Reaction to Mr. Spitzer's alleged indiscretions has dominated national press coverage, fuelled no doubt by the contrast between his image as a sanctimonious enforcer and the tawdry details of his alleged improprieties.

But perhaps the strangest part of the governor's fall from grace, given his history, is that he was not caught up in a prostitution ring. The prostitution ring was caught up in his dealings. Media reports have suggested that an investigation into this particular prostitution business was triggered by several cash transfers from Mr. Spitzer's account to one operated by an escort service known as Emperor's Club VIP.

That, in turn, incited a sting operation last fall by the FBI, which uncovered a network of more than 50 prostitutes, some charging $5,500 an hour, who serviced rich men in New York, Washington, Miami, London and Paris.

As part of that investigation, police listened to one man – referred to in court documents as Client 9 – hire a prostitute from the Emperor's Club last month and then haggle over his account balance, implying he was a repeat customer. Client 9, which is said to be Mr. Spitzer, had to rush to assemble funds in order to pay her $4,300 for a two-hour meeting at a Washington hotel, according to the documents.

What no one can figure out is how a shrewd and savvy prosecutor like Mr. Spitzer could have left himself vulnerable to the sort of traps he once laid for his quarry. He used wiretaps to help crack the Gambino family as an assistant attorney-general, and later pressed to give law enforcement greater latitude in eavesdropping. His probe into tainted Wall Street research and investigation of shady practice in the mutual-fund industry made him well-acquainted with the banking system, and how to follow a paper trail.

Those who do attempt to explain his behaviour either shrug their shoulders in disbelief, or resort to armchair psychology, invoking his reputation as an arrogant crusader with a deeply held conviction in his own sense of invulnerability.

“It's sort of the million dollar question, because it was really stupid,” said Michael Gilligan, a politics professor at New York University. “This guy should have known better. He authorized these things on several occasions as attorney-general, and had to know these sums of money transfers would cause red flags. I don't know how he thought he'd get away with this.”

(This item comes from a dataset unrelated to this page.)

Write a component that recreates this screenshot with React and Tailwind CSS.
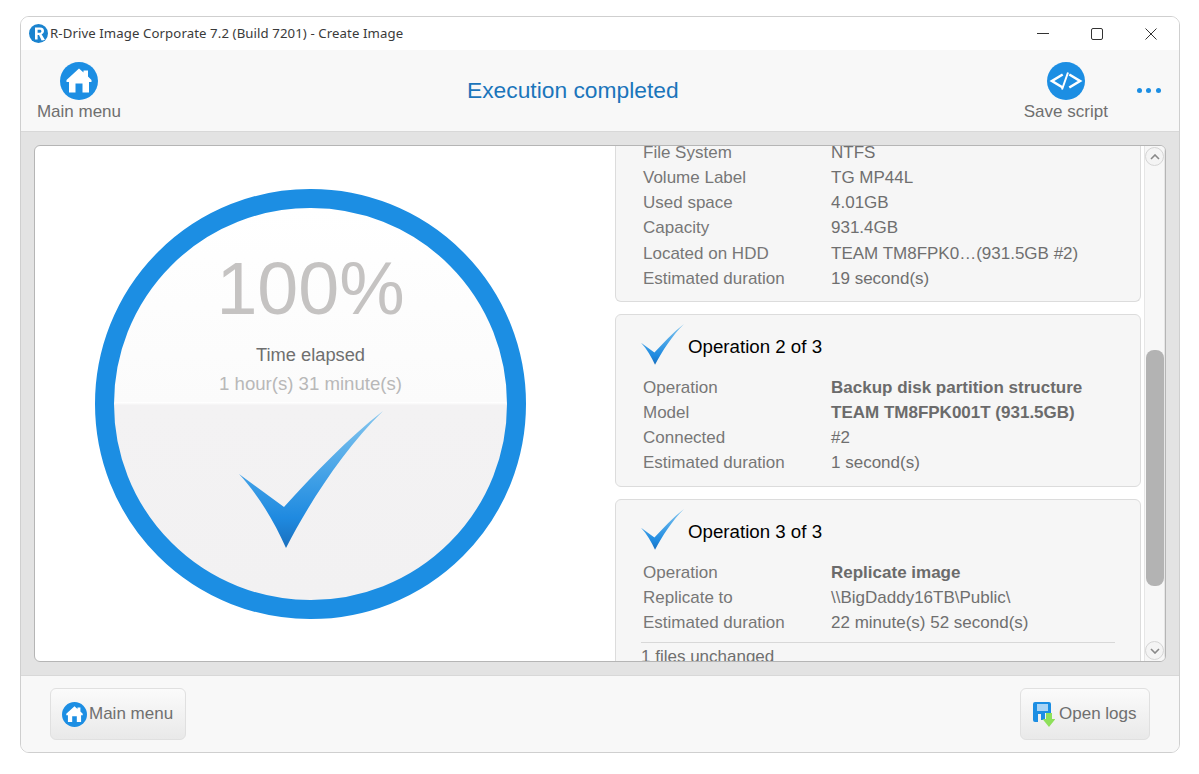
import React from "react";

function HomeBadge({ size = 38 }) {
  return (
    <svg width={size} height={size} viewBox="0 0 38 38" className="shrink-0 block">
      <circle cx="19" cy="19" r="19" fill="#1c8ee3" />
      <path d="M19 6.5 L23.5 10.5 V8.5 H28 V14.5 L31.5 18 V20 H29 V30.5 H22.5 V21.5 H15.5 V30.5 H9 V20 H6.5 V18 Z" fill="#fff" />
    </svg>
  );
}

function CheckMark({ w, h, id, className = "" }) {
  return (
    <svg width={w} height={h} viewBox="0 0 144 138" className={`block shrink-0 ${className}`}>
      <defs>
        <linearGradient id={id} x1="0.5" y1="0" x2="0.5" y2="1">
          <stop offset="0" stopColor="#85c6ee" />
          <stop offset="0.5" stopColor="#3f9fe6" />
          <stop offset="0.78" stopColor="#1f8ae0" />
          <stop offset="1" stopColor="#1a6fbd" />
        </linearGradient>
      </defs>
      <path d="M144 0 C108 28 75 63 45 96 L0 63 C20 85 35 110 47 137 C70 92 105 38 144 0 Z" fill={`url(#${id})`} />
    </svg>
  );
}

function Row({ label, value, bold }) {
  return (
    <div className="flex h-[25.2px] items-center">
      <span className="w-[188px] shrink-0 text-[#777777]">{label}</span>
      <span className={bold ? "font-bold text-[#6b6b6b]" : "text-[#6f6f6f]"}>{value}</span>
    </div>
  );
}

function OpHead({ n, id }) {
  return (
    <div className="flex h-[51px] items-start ml-[-2px]">
      <CheckMark w={43} h={43} id={id} className="mt-[-1px]" />
      <span className="ml-[4px] mt-[10px] text-[18.7px] leading-[26px] text-black">Operation {n} of 3</span>
    </div>
  );
}

export default function App() {
  return (
    <div className="h-[774px] w-[1199px] bg-white pl-[20px] pt-[16px] font-['Liberation_Sans',Arial,sans-serif] text-[17px] overflow-hidden">
      <div className="flex h-[737px] w-[1160px] flex-col overflow-hidden rounded-[9px] border border-[#cfcfcf] bg-white">
        {/* Title bar */}
        <div className="flex h-[33px] shrink-0 items-center bg-white pl-[8px]">
          <svg width="19" height="19" viewBox="0 0 19 19" className="block shrink-0">
            <circle cx="9.5" cy="9.5" r="9.5" fill="#1a83cf" />
            <path d="M6 3.5 H11 C14 3.5 15 5.3 15 7 C15 8.6 14 9.8 12.6 10.2 L16 16 L12.6 16.6 L10 10.9 H8.6 V15.5 H6 Z M8.6 5.7 V8.8 H10.8 C11.9 8.8 12.4 8 12.4 7.2 C12.4 6.3 11.8 5.7 10.8 5.7 Z" fill="#fff" />
          </svg>
          <span className="ml-[2px] font-['Noto_Sans',sans-serif] text-[13.2px] tracking-[0.1px] text-[#3a3a3a]">R-Drive Image Corporate 7.2 (Build 7201) - Create Image</span>
          <div className="ml-auto flex items-center">
            <div className="flex w-[56px] justify-center"><div className="h-px w-[12px] bg-[#333]" /></div>
            <div className="flex w-[52px] justify-center"><div className="h-[12px] w-[12px] rounded-[2px] border border-[#333]" /></div>
            <div className="flex w-[56px] justify-center">
              <svg width="12" height="12" viewBox="0 0 12 12"><path d="M0.5 0.5 L11.5 11.5 M11.5 0.5 L0.5 11.5" stroke="#333" strokeWidth="1" fill="none" /></svg>
            </div>
          </div>
        </div>

        {/* Toolbar */}
        <div className="flex h-[82px] shrink-0 items-start border-b border-[#d8d8d8] bg-[#f8f8f8]">
          <div className="flex w-[116px] flex-col items-center pt-[12px]">
            <HomeBadge />
            <span className="mt-[2px] leading-[20px] text-[#6f6f6f]">Main menu</span>
          </div>
          <div className="flex-1 pl-[330px] pt-[25px] text-[22.8px] leading-[30px] text-[#1b75bb]">Execution completed</div>
          <div className="flex w-[100px] flex-col items-center pt-[12px]">
            <svg width="38" height="38" viewBox="0 0 38 38" className="block">
              <circle cx="19" cy="19" r="19" fill="#1c8ee3" />
              <path d="M15.7 12.5 L5 19 L15.7 25.5 M22.3 12.5 L33 19 L22.3 25.5" stroke="#fff" strokeWidth="2.6" fill="none" />
              <path d="M21 10.5 L15 27.5" stroke="#fff" strokeWidth="2" fill="none" />
            </svg>
            <span className="mt-[2px] leading-[20px] text-[#6f6f6f]">Save script</span>
          </div>
          <div className="ml-[21px] mr-[18px] mt-[38px] flex gap-[4.6px]">
            <span className="h-[5px] w-[5px] rounded-full bg-[#1c8ee3]" />
            <span className="h-[5px] w-[5px] rounded-full bg-[#1c8ee3]" />
            <span className="h-[5px] w-[5px] rounded-full bg-[#1c8ee3]" />
          </div>
        </div>

        {/* Middle */}
        <div className="flex h-[544px] shrink-0 border-b border-[#d8d8d8] bg-[#e3e3e3] px-[13px] pt-[13px]">
          <div className="flex h-[517px] w-[1132px] overflow-hidden rounded-[6px] border border-[#b5b5b5] bg-white">
            {/* Gauge */}
            <div className="flex w-[580px] shrink-0 justify-center pt-[43px]">
              <div className="ml-[-29px] flex h-[430px] w-[431px] flex-col items-center rounded-full border-[19px] border-[#1c8ee3] bg-[linear-gradient(to_bottom,#ffffff_0,#fbfbfb_49.6%,#ffffff_49.6%,#f3f2f3_50.3%,#f2f1f2_100%)]">
                <span className="mt-[36px] text-[73.6px] leading-[90px] text-[#c5c3c2]">100%</span>
                <span className="mt-[9px] text-[18.3px] leading-[24px] text-[#6f6f6f]">Time elapsed</span>
                <span className="mt-[5px] text-[18.6px] leading-[24px] text-[#b8b8b8]">1 hour(s) 31 minute(s)</span>
                <div className="ml-[1px] mt-[15px]">
                  <CheckMark w={144} h={138} id="big" />
                </div>
              </div>
            </div>

            {/* Cards */}
            <div className="w-[526px] shrink-0 overflow-hidden">
              <div className="flex flex-col gap-[12px] mt-[-7px]">
                <div className="h-[163px] rounded-b-[6px] border border-t-0 border-[#dcdcdc] bg-[#f6f6f6] px-[27px] pt-[1px]">
                  <Row label="File System" value="NTFS" />
                  <Row label="Volume Label" value="TG MP44L" />
                  <Row label="Used space" value="4.01GB" />
                  <Row label="Capacity" value="931.4GB" />
                  <Row label="Located on HDD" value="TEAM TM8FPK0…(931.5GB #2)" />
                  <Row label="Estimated duration" value="19 second(s)" />
                </div>
                <div className="h-[173px] rounded-[6px] border border-[#dcdcdc] bg-[#f6f6f6] px-[27px] pt-[9px]">
                  <OpHead n={2} id="c2" />
                  <Row label="Operation" value="Backup disk partition structure" bold />
                  <Row label="Model" value="TEAM TM8FPK001T (931.5GB)" bold />
                  <Row label="Connected" value="#2" />
                  <Row label="Estimated duration" value="1 second(s)" />
                </div>
                <div className="h-[190px] rounded-t-[6px] border border-[#dcdcdc] bg-[#f6f6f6] px-[27px] pt-[9px]">
                  <OpHead n={3} id="c3" />
                  <Row label="Operation" value="Replicate image" bold />
                  <Row label="Replicate to" value="\\BigDaddy16TB\Public\" />
                  <Row label="Estimated duration" value="22 minute(s) 52 second(s)" />
                  <div className="ml-[-2px] mr-[-2px] mt-[6px] border-t border-[#d8d8d8] pt-[4px] leading-[20px] text-[#6f6f6f]">1 files unchanged</div>
                </div>
              </div>
            </div>

            {/* Scrollbar */}
            <div className="ml-[3px] flex w-[22px] flex-col items-center border-x border-[#e6e6e6] bg-[#f7f7f7]">
              <div className="mt-[1px] flex h-[19px] w-[19px] shrink-0 items-center justify-center rounded-full border border-[#d4d4d4] bg-[#f4f4f4]">
                <svg width="10" height="6" viewBox="0 0 10 6"><path d="M1 5 L5 1 L9 5" stroke="#888" strokeWidth="1.6" fill="none" /></svg>
              </div>
              <div className="mt-[184px] h-[236px] w-[18px] shrink-0 rounded-[8px] bg-[#b3b3b3]" />
              <div className="mt-[55px] flex h-[19px] w-[19px] shrink-0 items-center justify-center rounded-full border border-[#d4d4d4] bg-[#f4f4f4]">
                <svg width="10" height="6" viewBox="0 0 10 6"><path d="M1 1 L5 5 L9 1" stroke="#888" strokeWidth="1.6" fill="none" /></svg>
              </div>
            </div>
          </div>
        </div>

        {/* Footer */}
        <div className="flex flex-1 items-start justify-between bg-[#f8f8f8] px-[29px] pt-[12px]">
          <button className="flex h-[52px] w-[136px] items-center rounded-[6px] border border-[#e0e0e0] bg-[linear-gradient(to_bottom,#fbfbfb,#e9e9e9)] pl-[11px]">
            <HomeBadge size={25} />
            <span className="ml-[2px] text-[#6f6f6f]">Main menu</span>
          </button>
          <button className="flex h-[52px] w-[130px] items-center rounded-[6px] border border-[#e0e0e0] bg-[linear-gradient(to_bottom,#fbfbfb,#e9e9e9)] pl-[12px]">
            <svg width="22" height="25" viewBox="0 0 22 25" className="block shrink-0">
              <path d="M2 0 H16 Q18 0 18 2 V11 H12 V18 H8 V12 H5 V20 H2 Q0 20 0 18 V2 Q0 0 2 0 Z" fill="#1c8ee3" />
              <rect x="4" y="2" width="11" height="7" fill="#a9d4f5" />
              <path d="M13 11 H19 V17 H22.5 L16 25 L9.5 17 H13 Z" fill="#8ee05a" />
            </svg>
            <span className="ml-[4px] text-[#6f6f6f]">Open logs</span>
          </button>
        </div>
      </div>
    </div>
  );
}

Although prostitution is illegal in New York, it's not something that tends to be prosecuted, even though Mr. Spitzer's alleged solicitation of a call girl from out of state would technically run afoul of a law called the Mann Act, which regulates interstate commerce as a means of addressing the problem of prostitution and immorality in general. The more troubling issue for the governor, say legal experts, is whether he funnelled cash to an offshore account. Mr. Finkelman, the law professor, said that is allowable, so long as the person moving the money declares the transaction, which Mr. Spitzer allegedly didn't.

“It's something you could easily prosecute if you can prove that he did it,” he said.

Even if Mr. Spitzer is spared an indictment, that will prove little comfort for a man once regarded as a strong candidate to lead the federal Democratic Party and mount a run for the White House.

“He was obviously compulsive,” said Hank Sheinkopf, a Democratic strategist who helped stage-manage the resignation of New Jersey governor James McGreevey when he revealed he was gay. “The question is, ‘Does he survive?' And the answer is, ‘No.' He's got no friends. He's got no goodwill. Effectively, the sheriff of Wall Street was killed by the points of his own badge.”